I’m not sure about games as I’m not really a gamer, but I know that from my friends perspective it is apparently pretty poor. But, there are people who are now starting to create gender neutral characters, but that’s just my knowledge of gaming. In terms of television, I’d say it’s getting better, things are improving slowly. For trans people, I think we’re probably a bit behind, but there’s people working to improve that. There are some really good LGBT storylines and writing, For example recently I watched this show called Sense 8 which is really good. There’s a trans actor, and the writing is really good. I would say things are definitely improving.

  1. What has been your best achievement through Proud2Be so far?

This interview? Haha. I’d say I’m very proud of how inclusive Proud2Be is. It’s very friendly and welcoming, which is really important to me. We didn’t want it to be unwelcoming, we wanted to create a really friendly and loving group.

  1. Why did you decide to start the project Proud2Be?

Well, me and Mat we’re in San Francisco in 2010. We came back and we didn’t really have any money, so we didn’t really know where to go. We went back to our home town to stay at our mother’s. It was there we re-discovered how rural the area was and how far away from the rest of the LGBT community it was. It reminded us of what it was like growing up. We weren’t taught about these things at school, we didn’t have a lot of understanding of being LGBT growing up. We wanted to feel part of a really positive message because we were really done with hearing the negative. It was a challenge for us to sit in front of a laptop and say that we were proud to be gay. For us it was really difficult and confronting because we’d never really said it before. Things came together and we had a space to talk about it.

  1. What challenges does Proud2Be present?

It’s an important challenge for us to stay relevant. We don’t want to be stuck in what we felt was needed seven years ago. We have to move with how things are changing for the world and our community, we need to evolve and be open to change and new ideas, which is an exciting challenge. Keep it fresh!

  1. Have you ever conducted a project with a celebrity? If so how did it turn out?

The first campaign we did was called the Proud2Be campaign. We asked people to send in videos and to state who they were proud to be, like the video we did. One of the videos that was sent to us turned out be from Stephen Fry! It was amazing that we managed to reach that far. We used to wake up and see how many views on Youtube we’d got, and suddenly overnight through Stephen Fry we rocketed with recognition. It was amazing that someone could shine such a light on our project.

  1. I recently read that you’re going to set up a rainbow road in Totnes. Is there anything you can tell us about that?

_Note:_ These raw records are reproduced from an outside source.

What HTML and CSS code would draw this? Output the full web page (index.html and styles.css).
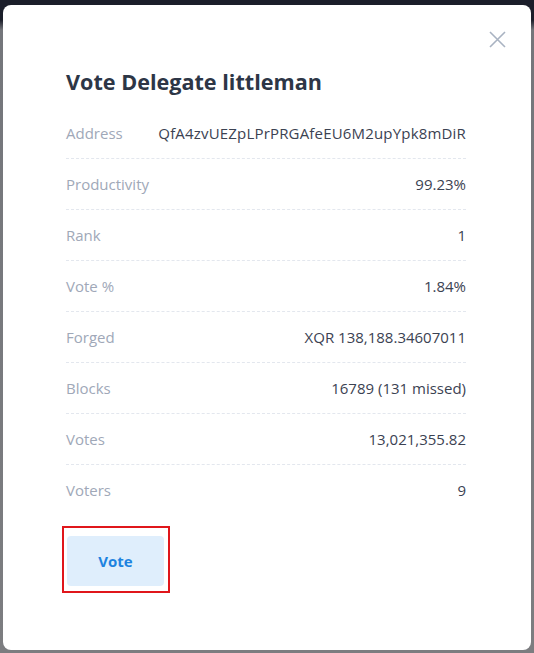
FILE: index.html
```html
<!DOCTYPE html>
<html>
<head>
<meta charset="utf-8">
<link rel="stylesheet" href="styles.css">
</head>
<body>
<div class="modal">
  <button class="close" aria-label="Close">
    <svg width="17" height="17" viewBox="0 0 17 17"><path d="M1 1 L16 16 M16 1 L1 16" stroke="#a9b3c2" stroke-width="1.6" fill="none"/></svg>
  </button>
  <h1 class="title">Vote Delegate littleman</h1>
  <div class="rows">
    <div class="row"><span class="label">Address</span><span class="value address">QfA4zvUEZpLPrPRGAfeEU6M2upYpk8mDiR</span></div>
    <div class="row"><span class="label">Productivity</span><span class="value">99.23%</span></div>
    <div class="row"><span class="label">Rank</span><span class="value">1</span></div>
    <div class="row"><span class="label">Vote %</span><span class="value">1.84%</span></div>
    <div class="row"><span class="label">Forged</span><span class="value">XQR 138,188.34607011</span></div>
    <div class="row"><span class="label">Blocks</span><span class="value">16789 (131 missed)</span></div>
    <div class="row"><span class="label">Votes</span><span class="value">13,021,355.82</span></div>
    <div class="row"><span class="label">Voters</span><span class="value">9</span></div>
  </div>
  <div class="highlight">
    <button class="vote">Vote</button>
  </div>
</div>
</body>
</html>
```
FILE: styles.css
```css
html, body {
  margin: 0;
  height: 100%;
}
body {
  background: linear-gradient(to bottom, #1b1e2a 0, #1b1e2a 20px, #74767b 30px, #7c7d80 100%);
  padding: 5px 0 0 3px;
  box-sizing: border-box;
  font-family: "Open Sans", "Liberation Sans", sans-serif;
}
.modal {
  position: relative;
  width: 528px;
  height: 645px;
  background: #fff;
  border-radius: 8px;
  box-sizing: border-box;
  padding: 62px 65px 0 63px;
}
.close {
  position: absolute;
  top: 26px;
  left: 486px;
  width: 17px;
  height: 17px;
  padding: 0;
  border: 0;
  background: none;
  display: block;
}
.close svg { display: block; }
.title {
  margin: 0 0 11px 0;
  font-size: 21.6px;
  line-height: 30px;
  font-weight: 700;
  color: #2d3646;
}
.rows {
  display: flex;
  flex-direction: column;
}
.row {
  height: 50px;
  display: flex;
  align-items: center;
  justify-content: space-between;
  border-bottom: 1px dashed #e3e7ee;
  font-size: 15px;
}
.row:last-child { border-bottom: 0; }
.label { color: #a0a8b8; }
.value { color: #3b4252; }
.address { letter-spacing: 0.18px; }
.highlight {
  margin-top: 11px;
  margin-left: -4px;
  width: 97px;
  border: 2px solid #e0161b;
  padding: 8px 4px 5px 3px;
  box-sizing: content-box;
}
.vote {
  display: block;
  width: 97px;
  height: 50px;
  border: 0;
  border-radius: 4px;
  background: #dfeefc;
  color: #1d83e0;
  font-family: inherit;
  font-size: 15px;
  font-weight: 700;
  padding: 0;
}
```
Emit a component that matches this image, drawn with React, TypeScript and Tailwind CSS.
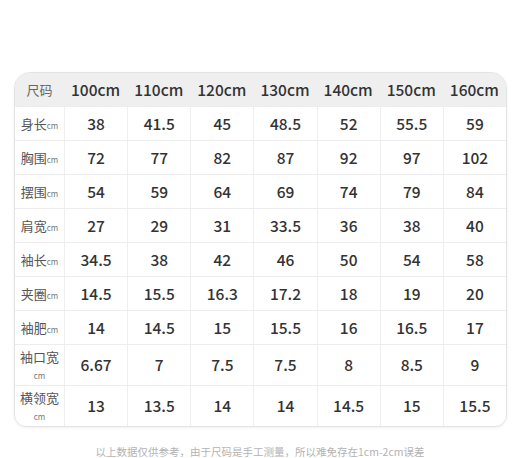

It’s going to be rainbow? Haha. It’s looking more likely as we go along. The thing is with the rainbow crossing is that it isn’t behind closed doors. People have an issue sometimes with LGBT and prefer it when we come together behind closed doors rather than more openly. When we take our work out onto the street, such as pride, that’s where you see how people really feel about it. It’s easy to say things without being faced with it, but by putting a rainbow crossing in the middle of Totnes would be a really interesting way of seeing how people really feel about it. Totnes is known as being a very accepting and diverse place, so it would be exciting to put that to the test!

  1. When did you decide to start the project Proud2Be?

We decided to start the project around 6 years ago. We didn’t really know what we were going to do, we just thought it would be the Proud2Be video campaign. So we moved to Devon and it evolved into more ideas and campaigns, we didn’t know it would unfold this much. It was very exciting!

  1. What would you say a friend, family member or relative can do to make an LGBT person feel accepted or celebrated?

The first thing I would say is believe them. It can be really easy to say that young people don’t know how they’re feeling when they’re young or that it’s just a phase, but I think young people are actually more in touch with how they feel than they are credited for, because they haven’t had as much time to hide how they feel. So I’d say just simply trust them, and be open for those conversations. Be there, just be supportive and don’t feel like you have to handle this on your own if you struggle to. It doesn’t have to be depressing, make that person feel loved and supported! People need time and it’s important to recognise that, on both ends too.

  1. What have your experiences as an LGBT person taught you?

It taught me to acknowledge myself and the part of me that is LGBT. It wasn’t until I was older that I realised what it would be like if I accepted myself, instead of looking to other people for them to acknowledge and accept this part of me. A bit cheesy I know, but it’s true for me. I learnt through people accepting and not accepting me that it was more important that I accepted me, than other people accepted me. It’s still an ongoing journey and I’ve also learnt it’s important to recognise that we shouldn’t categorise people into LGBT and non LGBT. We need to happily share this bubble, it’s not a game of us and them.

  1. What would you say to someone struggling to be accepted to be as LGBT?

Reach out for support, whatever shape that takes…forums, groups, drop ins, social groups…anything that makes you feel accepted, and expose yourself to positive, affirming messages. Look for things that show you positiveness. If you can, if you feel safe to, be open with the people you trust the most about who you are and how you really feel. Gaining support in as many ways as you can is vital. Not everyone can do this so easily but working out and being aware of your surroundings, finding pockets of time where you can accept yourself is great. There’s nothing wrong or shameful about being part of the LGBT community.